Arabesque is open-source with the Apache 2.0 license.

In [3]:
import io.arabesque.ArabesqueContext

println (s"spark application ID: ${sc.applicationId}")

// arabesque context is built on top of SparkContext
val arab = new ArabesqueContext (sc)
println (s"arabesque context = ${arab}")

// get local path for the sample graph
val localPath = s"${System.getenv ("ARABESQUE_HOME")}/data/citeseer-single-label.graph"
println (s"localPath = ${localPath}")

// several arabesque graphs are built on top of ArabesqueContext
val arabGraph = arab.textFile (localPath)
println (s"arabesque graph = ${arabGraph}")

// generating motifs of size 3
val motifs = arabGraph.motifs (3).set ("agg_ic", true).set ("comm_ss", "embedding")
println (s"arabesque result = ${motifs}")

println (motifs.config.getOutputPath)

// embeddings RDD
val embeddings = motifs.embeddings
println (motifs.config.getOutputPath)
println (s"two sample embeddings:\n${embeddings.take(2).mkString("\n")}")

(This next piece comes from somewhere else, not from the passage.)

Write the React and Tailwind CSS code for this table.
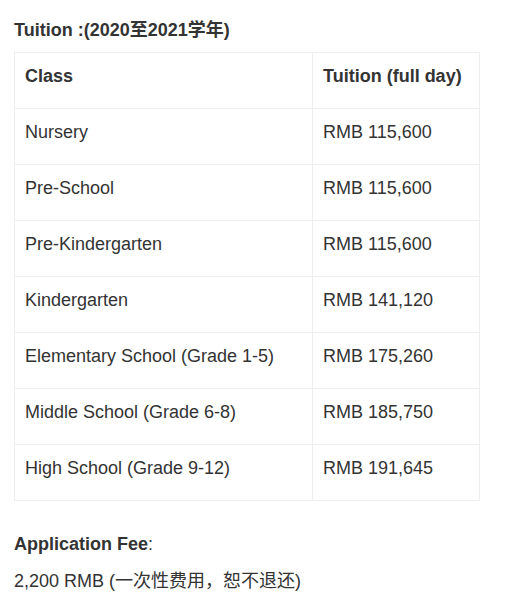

// getting aggregations, one by one ()
val aggKeys = motifs.registeredAggregations
println (s"aggKeys = ${aggKeys.mkString(" ")}")
val motifsAgg = motifs.aggregation (aggKeys(0))
println (motifsAgg)

// getting all aggregations
val allAggs = motifs.aggregations
println (allAggs)


spark application ID: local-1466351689305
arabesque context = io.arabesque.ArabesqueContext@512b4e8b
localPath = /home/viniciusvdias/environments/Arabesque/data/citeseer-single-label.graph
arabesque graph = io.arabesque.ArabesqueGraph@20bfec54
arabesque result = ArabesqueResult(org.apache.spark.SparkContext@410c64f0,SparkConfiguration(Map(arabesque.computation.class -> io.arabesque.gmlib.motif.MotifComputation, arabesque.output.path -> /tmp/arabesque-eded5f5f-27cc-41c6-aec9-c84a2bd9cc3a/graph-22eb0f8a-56ac-45f1-b72f-e2686eddf55f/motifs-ff13727e-fd93-4e3a-9545-6241dcf350c1, comm_ss -> embedding, arabesque.motif.maxsize -> 3, arabesque.graph.location -> /home/viniciusvdias/environments/Arabesque/data/citeseer-single-label.graph, arabesque.graph.local -> false, agg_ic -> true)))
two sample embeddings:
VEmbedding(477, 2427, 2785)
VEmbedding(477, 2427, 2928)
aggKeys = motifs
Map([0,1-1,1],[1,1-2,1],[0,1-2,1] -> 1166, [1,1-2,1],[0,1-2,1] -> 23380)
Map(motifs -> Map([0,1-1,1],[1,1-2,1],[0,1-2,1] -> 1166, [1,1-2,1],[0,1-2,1] -> 23380))